--- Start RECORD LIST ---

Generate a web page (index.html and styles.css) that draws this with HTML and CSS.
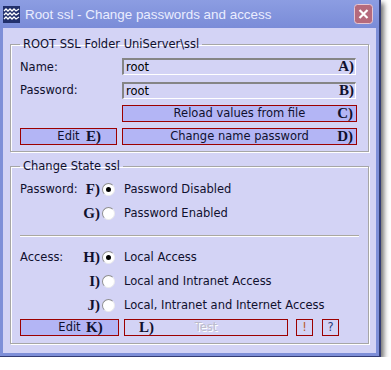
FILE: index.html
```html
<!DOCTYPE html>
<html lang="en">
<head>
  <meta charset="UTF-8" />
  <title>Root ssl - Change passwords and access</title>
  <link rel="stylesheet" href="styles.css">
</head>
<body>
  <div class="window">
    <div class="titlebar">
      <svg class="app-icon" width="17" height="17" viewBox="0 0 17 17">
        <rect x="0" y="0" width="17" height="17" fill="#22306c"/>
        <polyline points="1,5 3,3 5,5 7,3 9,5 11,3 13,5 16,3" fill="none" stroke="#fff" stroke-width="1.3"/>
        <polyline points="1,9 3,7 5,9 7,7 9,9 11,7 13,9 16,7" fill="none" stroke="#fff" stroke-width="1.3"/>
        <polyline points="1,13 3,11 5,13 7,11 9,13 11,11 13,13 16,11" fill="none" stroke="#fff" stroke-width="1.3"/>
      </svg>
      <span class="title">Root ssl - Change passwords and access</span>
      <span class="close">
        <svg width="19" height="20" viewBox="0 0 19 20">
          <rect x="0.5" y="0.5" width="18" height="19" rx="3" fill="#b56a7c" stroke="#e6c6d2"/>
          <path d="M5.5 6 L13.5 14 M13.5 6 L5.5 14" stroke="#fff" stroke-width="2.2"/>
        </svg>
      </span>
    </div>
    <div class="client">
      <fieldset class="group folder">
        <legend>ROOT SSL Folder UniServer\ssl</legend>
        <div class="form-grid">
          <label>Name:</label>
          <div class="field"><input type="text" value="root"><span class="tag tag-r">A)</span></div>
          <label>Password:</label>
          <div class="field"><input type="text" value="root"><span class="tag tag-r">B)</span></div>
          <span></span>
          <button class="btn">Reload values from file<span class="tag tag-r">C)</span></button>
          <button class="btn">Edit<span class="tag tag-edit">E)</span></button>
          <button class="btn">Change name password<span class="tag tag-r">D)</span></button>
        </div>
      </fieldset>

      <fieldset class="group state">
        <legend>Change State ssl</legend>
        <div class="opt-row">
          <span class="lbl">Password:</span><span class="key">F)</span><span class="radio on"></span><span class="opt">Password Disabled</span>
        </div>
        <div class="opt-row">
          <span class="lbl"></span><span class="key">G)</span><span class="radio"></span><span class="opt">Password Enabled</span>
        </div>
        <div class="sep"></div>
        <div class="opt-row">
          <span class="lbl">Access:</span><span class="key">H)</span><span class="radio on"></span><span class="opt">Local Access</span>
        </div>
        <div class="opt-row">
          <span class="lbl"></span><span class="key">I)</span><span class="radio"></span><span class="opt">Local and Intranet Access</span>
        </div>
        <div class="opt-row">
          <span class="lbl"></span><span class="key">J)</span><span class="radio"></span><span class="opt">Local, Intranet and Internet Access</span>
        </div>
        <div class="actions">
          <button class="btn btn-edit">Edit<span class="tag tag-edit">K)</span></button>
          <button class="btn btn-test" disabled>Test<span class="tag tag-test">L)</span></button>
          <button class="btn btn-small bang">!</button>
          <button class="btn btn-small help">?</button>
        </div>
      </fieldset>
    </div>
  </div>
</body>
</html>
```

FILE: styles.css
```css
:root {
  --client-bg: #d3d3f5;
  --btn-bg: #b3b5f5;
  --btn-border: #9c0000;
  --text: #10102e;
}
body {
  margin: 0;
  background: #fff;
  font-family: "DejaVu Sans", Verdana, sans-serif;
  font-size: 11.5px;
  color: var(--text);
}
/* window frame */
.window {
  width: 381px;
  background: #7e8fd8;
  border-right: 2px solid #333c74;
  border-bottom: 1px solid #333c74;
  box-sizing: border-box;
  box-shadow: 3px 3px 5px rgba(0,0,0,0.55);
}
.titlebar {
  height: 28px;
  display: flex;
  align-items: center;
  background: linear-gradient(#8c9de2, #7a8cd8);
}
.app-icon { margin-left: 3px; flex: none; }
.title {
  margin-left: 5px;
  font-family: "Liberation Sans", Arial, sans-serif;
  font-size: 13.4px;
  color: #eaedff;
  flex: 1;
}
.close { margin-right: 6px; display: flex; }
.client {
  margin: 0 3px 3px 3px;
  background: var(--client-bg);
  padding: 9px 0 9px;
}
/* group boxes */
.group {
  margin: 0 7px;
  padding: 7px 9px 6px;
  border: 1px solid #a6a6a6;
  box-shadow: inset 1px 1px 0 #fff, 1px 1px 0 #fff;
  min-width: 0;
}
.group legend {
  padding: 0 3px;
  line-height: 14px;
}
.state { margin-top: 7px; padding-top: 4px; padding-bottom: 7px; }

.form-grid {
  display: grid;
  grid-template-columns: 97px 235px;
  column-gap: 5px;
  row-gap: 6px;
  align-items: center;
}
.form-grid .field:nth-of-type(2) { margin-top: 1px; }
.field { position: relative; height: 17px; }
.field input {
  width: 234px;
  height: 17px;
  box-sizing: border-box;
  margin: 0;
  padding: 0 0 0 2px;
  border-style: solid;
  border-width: 2px 1px 1px 2px;
  border-color: #858585 #fff #fff #858585;
  background: var(--client-bg);
  font-family: "DejaVu Sans", Verdana, sans-serif;
  font-size: 11.5px;
  color: #000;
  outline: none;
}
.btn {
  position: relative;
  height: 17px;
  margin: 0;
  padding: 0;
  border: 1px solid var(--btn-border);
  background: var(--btn-bg);
  font-family: "DejaVu Sans", Verdana, sans-serif;
  font-size: 11.5px;
  line-height: 15px;
  color: var(--text);
  text-align: center;
}
/* letter keys overlaid on controls */
.tag {
  position: absolute;
  top: -1px;
  font-family: "Liberation Serif", "Times New Roman", serif;
  font-weight: bold;
  font-size: 15px;
  line-height: 17px;
  color: #10102e;
  text-shadow: none;
}
.tag-r { right: 3px; }
.field .tag-r { top: 0; right: 3px; }
.tag-edit { left: 65px; }
.tag-test { left: 14px; }

.opt-row {
  display: flex;
  align-items: center;
  height: 24px;
}
.lbl { width: 62px; }
.key {
  width: 18px;
  text-align: right;
  font-family: "Liberation Serif", "Times New Roman", serif;
  font-weight: bold;
  font-size: 15px;
}
.radio {
  width: 13px;
  height: 13px;
  margin-left: 2px;
  box-sizing: border-box;
  border-radius: 50%;
  background: #fff;
  border: 1px solid;
  border-color: #8e8e8e #ececec #ececec #8e8e8e;
  position: relative;
}
.radio.on::after {
  content: "";
  position: absolute;
  left: 3px; top: 3px;
  width: 5px; height: 5px;
  border-radius: 50%;
  background: #000;
}
.opt { margin-left: 9px; }
.sep {
  height: 1px;
  margin: 10px 0 9px;
  background: #aaa8a0;
  box-shadow: 0 1px 0 #fff;
}
.actions {
  display: flex;
  margin-top: 2px;
}
.btn-edit { width: 99px; }
.btn-test {
  width: 164px;
  margin-left: 5px;
  background: transparent;
  color: #bcbccc;
  text-shadow: 1px 1px 0 #fff;
}
.btn-test .tag { text-shadow: none; }
.btn-small {
  width: 17px;
  background: transparent;
}
.bang { margin-left: 8px; color: #b85a2a; }
.help { margin-left: 9px; color: #2a3a7a; }
```
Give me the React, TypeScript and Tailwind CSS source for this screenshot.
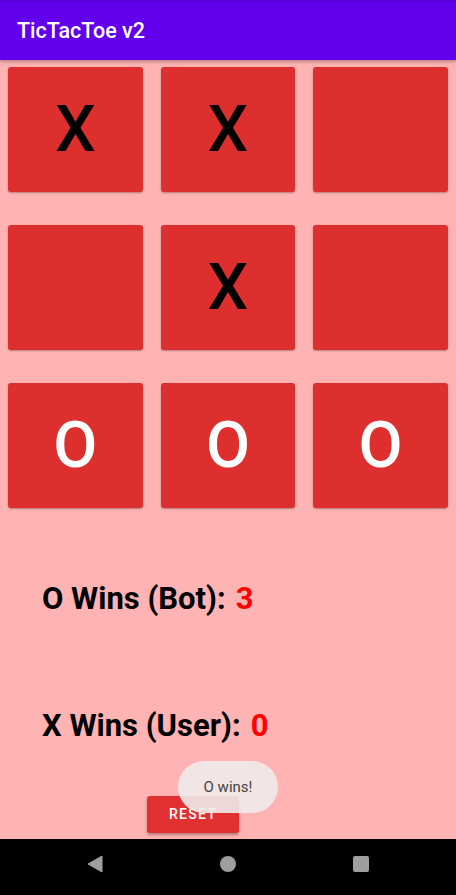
import React from 'react';

const board: string[] = ['X', 'X', '', '', 'X', '', 'O', 'O', 'O'];

function Cell({ value }: { value: string }) {
    return (
        <div className="h-[125px] rounded-[3px] bg-[#de2f2f] shadow-[0_1px_2px_rgba(0,0,0,0.3)] flex items-center justify-center">
            <span className={value === 'O' ? 'text-white text-[64px] font-medium leading-none' : 'text-black text-[64px] font-medium leading-none'}>
                {value}
            </span>
        </div>
    );
}

function NavBar() {
    return (
        <div className="h-[56px] bg-black flex items-center justify-center gap-[117px] pb-[6px]">
            <svg width="16" height="18" viewBox="0 0 16 18">
                <path d="M15 1 L15 17 L1 9 Z" fill="#9e9e9e" stroke="#9e9e9e" strokeWidth="1" strokeLinejoin="round" />
            </svg>
            <div className="w-[16px] h-[16px] rounded-full bg-[#9e9e9e]" />
            <div className="w-[16px] h-[16px] rounded-[2px] bg-[#9e9e9e]" />
        </div>
    );
}

export default function App() {
    return (
        <div className="relative w-[456px] h-[895px] flex flex-col bg-[#ffb3b3] overflow-hidden" style={{ fontFamily: 'Roboto, "Noto Sans", sans-serif' }}>
            <header className="h-[60px] bg-[#6200ee] border-t border-[#5300cc] flex items-center px-[17px] shadow-[0_2px_3px_rgba(0,0,0,0.25)]">
                <h1 className="text-white text-[21.5px] font-medium leading-none">TicTacToe v2</h1>
            </header>

            <main className="flex-1 flex flex-col">
                <div className="grid grid-cols-3 gap-x-[18px] gap-y-[33px] px-2 pt-[7px]">
                    {board.map((v, i) => (
                        <Cell key={i} value={v} />
                    ))}
                </div>

                <div className="pl-[42px] mt-[73px] flex flex-col gap-[91px]">
                    <p className="text-[31px] font-bold leading-[36px] text-black">
                        O Wins (Bot):<span className="ml-[10px] text-[#ff0000]">3</span>
                    </p>
                    <p className="text-[31px] font-bold leading-[36px] text-black">
                        X Wins (User):<span className="ml-[10px] text-[#ff0000]">0</span>
                    </p>
                </div>

                <button className="ml-[147px] mt-[52px] w-[92px] h-[37px] rounded-[3px] bg-[#e03030] text-white text-[14px] font-medium tracking-[1.25px] shadow-[0_2px_3px_rgba(0,0,0,0.3)]">
                    RESET
                </button>
            </main>

            <NavBar />

            <div className="absolute left-[178px] top-[761px] w-[100px] h-[52px] rounded-full bg-[rgba(240,234,234,0.9)] flex items-center justify-center">
                <span className="text-[15px] text-[#444]">O wins!</span>
            </div>
        </div>
    );
}
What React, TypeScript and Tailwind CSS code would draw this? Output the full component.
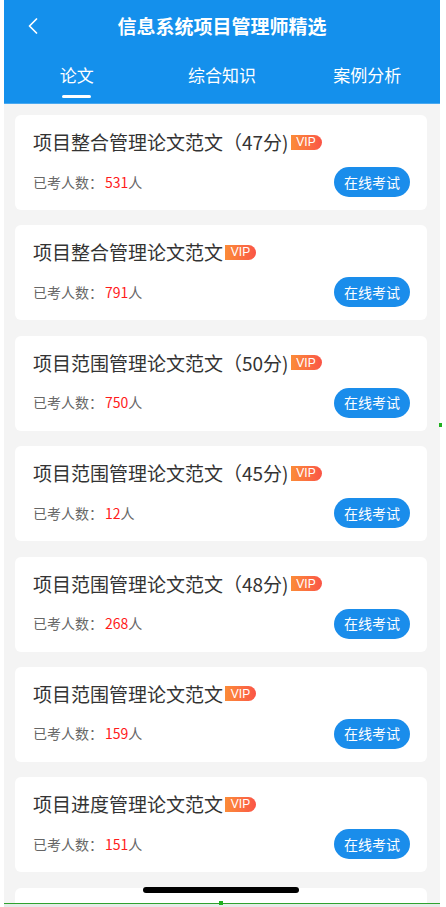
import { ChevronLeft } from 'lucide-react';

const papers = [
  { title: '项目整合管理论文范文（47分)', count: 531 },
  { title: '项目整合管理论文范文', count: 791 },
  { title: '项目范围管理论文范文（50分)', count: 750 },
  { title: '项目范围管理论文范文（45分)', count: 12 },
  { title: '项目范围管理论文范文（48分)', count: 268 },
  { title: '项目范围管理论文范文', count: 159 },
  { title: '项目进度管理论文范文', count: 151 },
];

const tabs = ['论文', '综合知识', '案例分析'];

const VipBadge = () => (
  <span className="ml-[2px] inline-flex h-[15px] w-[31px] items-center justify-center rounded-tl-[7px] rounded-bl-[2px] rounded-r-full bg-gradient-to-r from-[#fb8b37] to-[#fa5446] font-['Liberation_Sans',sans-serif] text-[12px] leading-none text-white">
    VIP
  </span>
);

const PaperCard = ({ title, count }: { title: string; count: number }) => (
  <div className="shrink-0 rounded-[6px] bg-white px-[18px] pt-[16px] pb-[13px]">
    <div className="flex h-[22px] items-center">
      <span className="text-[19px] leading-[22px] text-[#333]">{title}</span>
      <VipBadge />
    </div>
    <div className="mt-[14px] flex h-[30px] items-center justify-between">
      <div className="text-[14px] text-[#666]">
        已考人数：<span className="ml-[2px] text-[#ff1b1b]">{count}</span>人
      </div>
      <button className="-mr-[1px] h-[30px] rounded-full bg-[#1a8deb] px-[10px] text-[14px] text-white">
        在线考试
      </button>
    </div>
  </div>
);

export default function App() {
  return (
    <div className="relative h-[907px] w-[446px] overflow-hidden bg-white font-['Noto_Sans_CJK_SC',sans-serif]">
      <div className="ml-[4px] flex h-[903px] w-[436px] flex-col overflow-hidden bg-[#f4f4f4]">
        <header className="shrink-0 bg-[#1490ec]">
          <div className="relative flex h-[52px] items-center justify-center">
            <ChevronLeft className="absolute left-[15px] top-[12px] text-white" size={28} strokeWidth={1.5} />
            <h1 className="text-[19px] font-semibold text-white">信息系统项目管理师精选</h1>
          </div>
          <nav className="grid h-[51px] grid-cols-3">
            {tabs.map((t, i) => (
              <div key={t} className="flex flex-col items-center pt-[9px]">
                <span className="text-[17px] leading-[28px] text-white">{t}</span>
                {i === 0 && <span className="mt-[6px] h-[3px] w-[29px] rounded-full bg-white" />}
              </div>
            ))}
          </nav>
          <div className="h-px bg-[#4aa9f0]" />
        </header>

        <main className="flex flex-col gap-[15.4px] pt-[11px] pl-[11px] pr-[13px]">
          {papers.map((p, i) => (
            <PaperCard key={i} title={p.title} count={p.count} />
          ))}
          {/* next card, cut off by the screen edge */}
          <div className="h-[95px] shrink-0 rounded-[6px] bg-white" />
        </main>
      </div>

      <div className="ml-[4px] h-px w-[436px] bg-[#2ea32e]" />
      <div className="ml-[4px] h-[3px] w-[436px] bg-[#e8e8e8]" />

      {/* home indicator + screenshot markers */}
      <div className="absolute left-[143px] top-[887px] h-[6px] w-[156px] rounded-full bg-black" />
      <div className="absolute left-[219px] top-[901px] h-[4px] w-[4px] bg-[#20b020]" />
      <div className="absolute left-[439px] top-[423px] h-[4px] w-[3px] bg-[#20b020]" />
    </div>
  );
}
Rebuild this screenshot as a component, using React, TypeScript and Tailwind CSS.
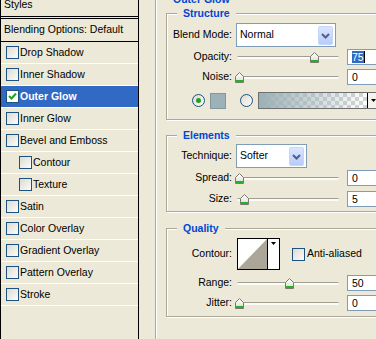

--- End RECORD LIST ---

PROBLEM STATEMENT. Report how many lines in the data contain the word "index", with no words besides the number.

TASK RESULT. 2